In a market that can easily span large parts of society, addressed rapidly through a range of digital media, it’s increasingly important to know who your target consumers are, what they are most likely to respond to in product messages and why they do it. It wouldn’t be a stretch to say that product differentiation is all in the perception of the prospect or customer, and differentiation strategies, whatever their approach, succeed or fail based on how well they understand and mold that perception.
But first you need a clear picture of what you, the vendor, is actually selling. While the final transactions are for actual product or service, consumer’s paths to get there are usually more complex and nuanced. For example, Mercedes Benz automobiles are fine products, but marketers, especially in the US market, know that the typical Mercedes buyer could probably get nearly as good a vehicle without spending the kind of cash a Benz requires. In truth, many (if not most) Mercedes buyers are buying status with that large check, hence the Mercedes differentiation strategy focused heavily on how elegant the product is, but less on reliability and seldom on economy.
Perception of wealth, social position, sophistication, demographic inclusion, quality/convenience, economy, expertise: all are potential contributors to why consumers select and buy products and services, albeit not always aware they are doing it.
Every sale involves at least three elements:
- The product or service itself and the use to which it is put: some products are staples that must be part of every home or business, while others are logical choices or impulses
- The logical reasons why someone should or should not buy it: cost, reliability, functionality, cost, etc. Some products are sold clearly on their tangible characteristics, hence differentiation strategies based on those variables
- The unexpressed reasons why the product is or is not attractive to a particular buyer: who are you if you buy this instead of another product? No matter what the product is, how does buying, using and having others know it make you feel about yourself? Some products rely heavily on these subliminal factors, a few exclusively so
Much is being written about the first two — and they are important parts of many transactions — but the third, often the component that actually determines which product or service ends up being selected and purchased, receives a smaller share of consideration. This despite the fact that consumers usually have multiple product choices any of which would be acceptable, leaving the less tangible elements to make one product or service more attractive than its competitors, thereby swaying the choice.
And What Are They Buying?
Sigmund Freud said that our choices in life are “over-determined,” meaning that we usually do things for more complex reasons than we are aware of. While Freud couldn’t have been thinking of product choice in 1895 when he first used the term, over-determined factors are often important parts of why people choose a product or brand. And while they are usually unconscious to the buyer, these over-determined preferences are discernible by marketers who can appeal to them in brand identification, packaging and presentation.

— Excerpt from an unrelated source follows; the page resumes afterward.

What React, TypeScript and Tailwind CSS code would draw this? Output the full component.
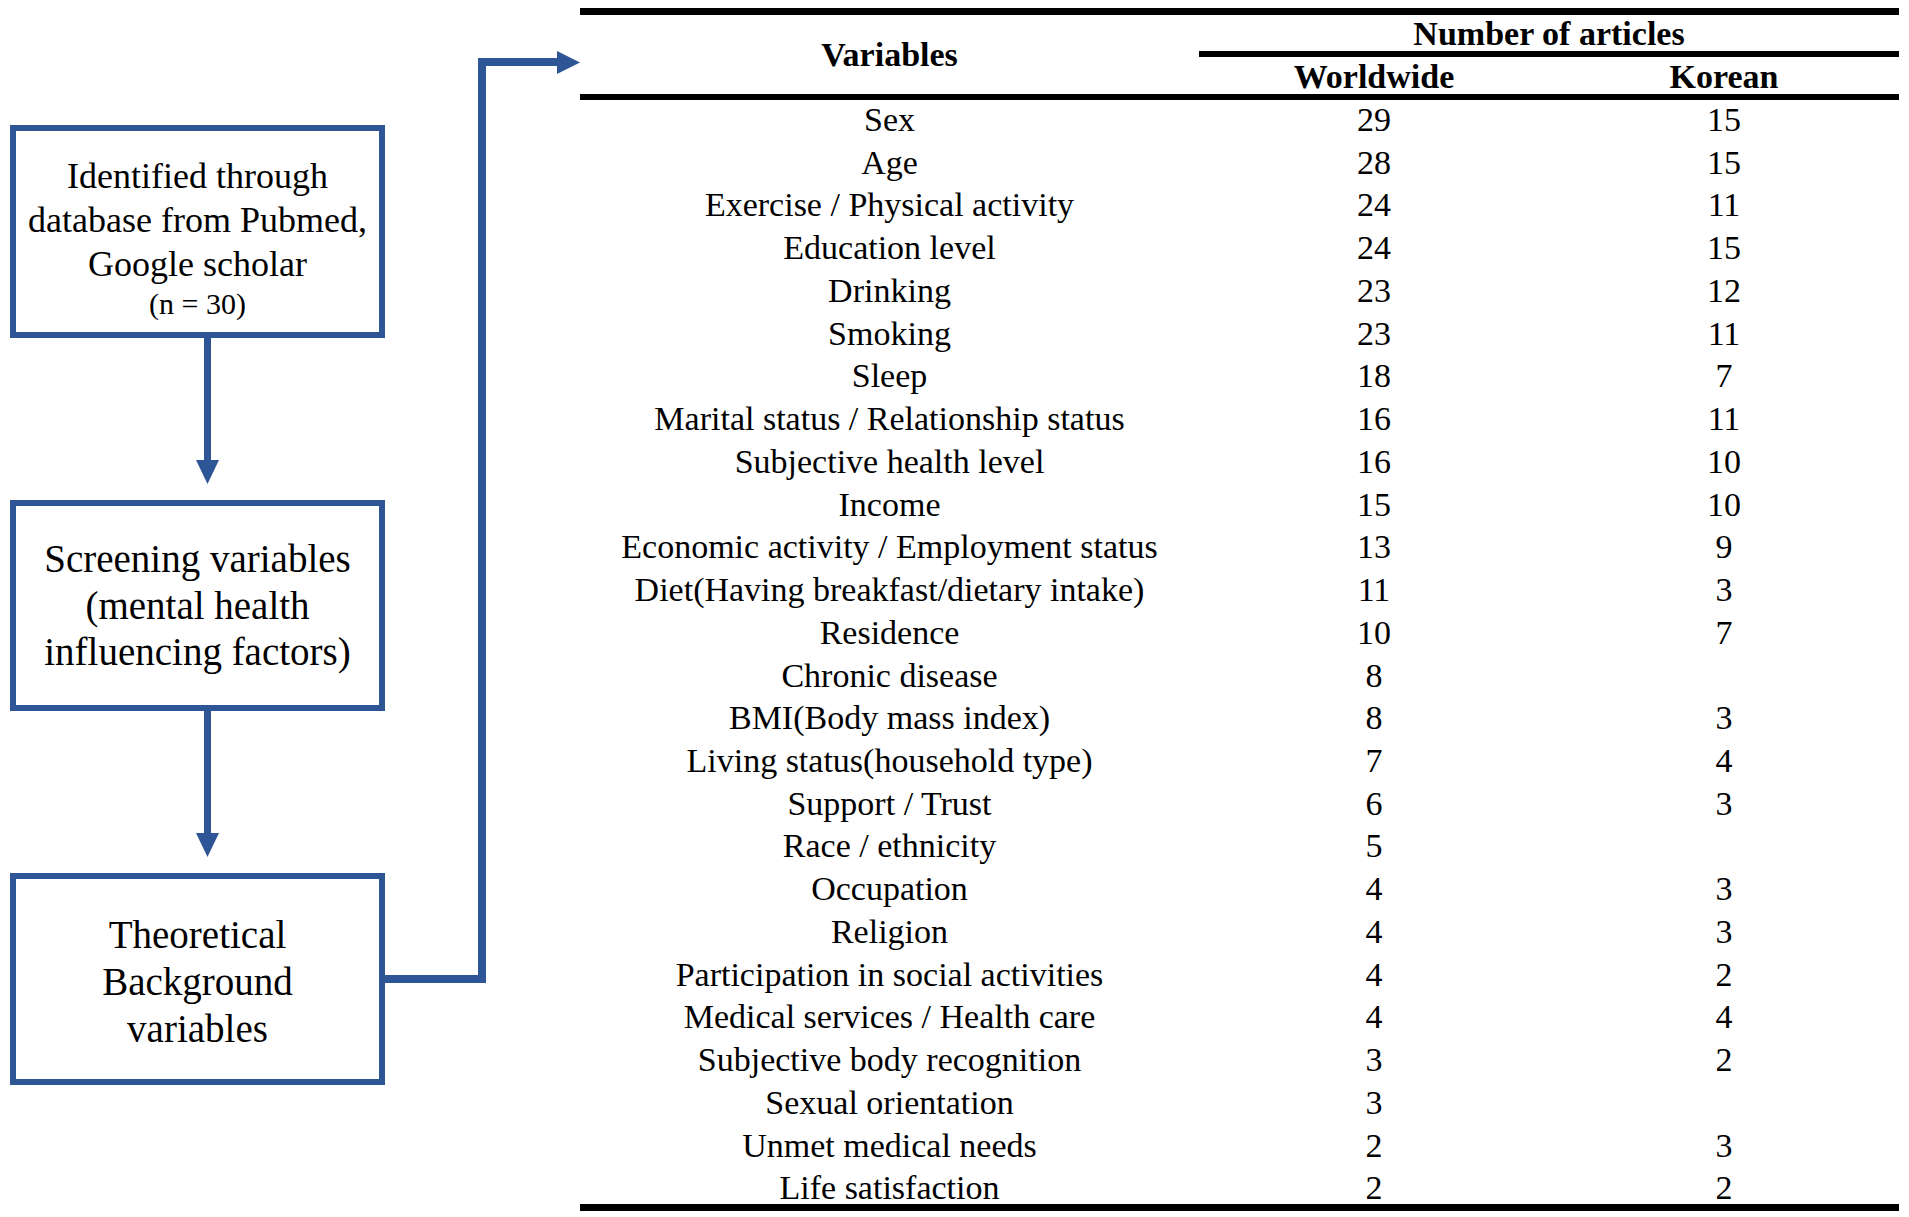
const rows: [string, string, string][] = [
  ["Sex", "29", "15"],
  ["Age", "28", "15"],
  ["Exercise / Physical activity", "24", "11"],
  ["Education level", "24", "15"],
  ["Drinking", "23", "12"],
  ["Smoking", "23", "11"],
  ["Sleep", "18", "7"],
  ["Marital status / Relationship status", "16", "11"],
  ["Subjective health level", "16", "10"],
  ["Income", "15", "10"],
  ["Economic activity / Employment status", "13", "9"],
  ["Diet(Having breakfast/dietary intake)", "11", "3"],
  ["Residence", "10", "7"],
  ["Chronic disease", "8", ""],
  ["BMI(Body mass index)", "8", "3"],
  ["Living status(household type)", "7", "4"],
  ["Support / Trust", "6", "3"],
  ["Race / ethnicity", "5", ""],
  ["Occupation", "4", "3"],
  ["Religion", "4", "3"],
  ["Participation in social activities", "4", "2"],
  ["Medical services / Health care", "4", "4"],
  ["Subjective body recognition", "3", "2"],
  ["Sexual orientation", "3", ""],
  ["Unmet medical needs", "2", "3"],
  ["Life satisfaction", "2", "2"],
]

const BLUE = "#2e5596"

function DownArrow() {
  return (
    <svg width="375" height="162" className="block">
      <rect x={194} y={0} width={7} height={124} fill={BLUE} />
      <polygon points="186,122 209,122 197.5,146" fill={BLUE} />
    </svg>
  )
}

function Elbow() {
  // box 3 -> table header
  return (
    <svg width="195" height="1217" className="block shrink-0">
      <polyline points="0,979 97,979 97,62 174,62" fill="none" stroke={BLUE} strokeWidth={8} strokeLinejoin="miter" />
      <polygon points="172,51 195,62.5 172,74" fill={BLUE} />
    </svg>
  )
}

export default function App() {
  return (
    <div className="flex w-[1909px] h-[1217px] bg-white text-black [font-family:'Liberation_Serif','Times_New_Roman',serif]">
      {/* flow chart */}
      <div className="flex flex-col w-[385px] pl-[10px] pt-[125px] shrink-0">
        <div className="w-[375px] h-[213px] border-[6px] border-[#2e5596] pt-[23px] text-center">
          <p className="text-[36px] leading-[44px]">Identified through</p>
          <p className="text-[36px] leading-[44px]">database from Pubmed,</p>
          <p className="text-[36px] leading-[44px]">Google scholar</p>
          <p className="text-[30px] leading-[36px]">(n = 30)</p>
        </div>
        <DownArrow />
        <div className="w-[375px] h-[211px] border-[6px] border-[#2e5596] pt-[30px] text-center text-[39px] leading-[46.5px]">
          <p>Screening variables</p>
          <p>(mental health</p>
          <p>influencing factors)</p>
        </div>
        <DownArrow />
        <div className="w-[375px] h-[212px] border-[6px] border-[#2e5596] pt-[32px] text-center text-[39px] leading-[47px]">
          <p>Theoretical</p>
          <p>Background</p>
          <p>variables</p>
        </div>
      </div>

      <Elbow />

      {/* table */}
      <div className="w-[1319px] mt-[8px] shrink-0 self-start">
        <div className="flex border-t-[7px] border-b-[6px] border-black h-[92px] font-bold text-[34px]">
          <div className="w-[619px] flex items-center justify-center">Variables</div>
          <div className="w-[700px] flex flex-col">
            <div className="h-[36px] leading-[38px] text-center">Number of articles</div>
            <div className="border-t-[6px] border-black flex">
              <div className="w-[350px] h-[37px] leading-[39px] text-center">Worldwide</div>
              <div className="w-[350px] h-[37px] leading-[39px] text-center">Korean</div>
            </div>
          </div>
        </div>
        <div className="flex flex-col gap-[4.74px] pt-[1px] h-[1111px] border-b-[7px] border-black text-[34px]">
          {rows.map(([name, world, korea]) => (
            <div key={name} className="flex h-[38px] shrink-0 leading-[38px] text-center">
              <div className="w-[619px] whitespace-nowrap">{name}</div>
              <div className="w-[350px]">{world}</div>
              <div className="w-[350px]">{korea}</div>
            </div>
          ))}
        </div>
      </div>
    </div>
  )
}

While the details associated with this concept end up tightly bound to the product itself, there are a few basics that can help build the foundation for effective differentiation:
- Does the product have a natural market? High end machine tools — Makita, Milwaukee and DeWalt come to mind — have a natural connection to the building and serious DIY worlds. All expensive enough that weekenders aren’t likely to choose them, and used in critical operations that make their reliability and longevity important to a prospective buyer, hence buyers’ willingness to search for and use product specifications and technical reviews as buying guides
- Is the product a staple that buyers must or will buy often? Laundry detergent falls into that category and sellers’ task is not to convince buyers to buy the product but to buy their brand of the product. Any review of detergent marketing makes clear that sales strategies aren’t based solely on claims that the product works well
- If neither, is the product an upgrade or a whim? Duluth Trading sells shirts, underwear and pants of various kinds, all staples of most working wardrobes. Duluth positions its products as major upgrades with significant advantages over other brands and types of outdoor and work clothing. And because its products target the work and outdoor marketplace, Duluth also designs its ads with appropriate language and visuals — Buck Naked Underwear, for example — appealing to the motivations of what the firm considers its core market. Conversely, Pandora Jewelry, high-end and comparatively costly, must be considered a whim, purchased when the buyer wants to give a high-end gift or indulge herself. Accordingly, Pandora ads and web pages make no price comparisons against competing jewelry — and there are many copies at much lower prices — focusing instead on how well the wearer, giver, receiver will feel wearing or receiving this unique jewelry
Identifying these market characteristics can be complex and difficult, but knowing what you are selling and what your target audience will respond to is a critical prerequisite to an effective product differentiation strategy.
Seeing the Light
Vendors are beginning to understand and investigate the unexpressed reasons for purchase decisions. Market surveys, for example, especially those conducted online, are becoming more searching, longer and increasingly tuned to uncovering factors beyond simple brand preferences in buying decisions. As that trend continues, we can expect better and better strategies to differentiate products and their vendors and, as some do better than others, changing populations of products at the top of their markets.
Sun Tzu’s famous quotation about war could be applied to product differentiation… with a few changes:
"Know your customers and know what they like about you, and you needn’t fear even in a crowded market.”
If you can take that advice to heart, you can find and attract a customer base that will not only buy your products but will feel good about themselves having done it.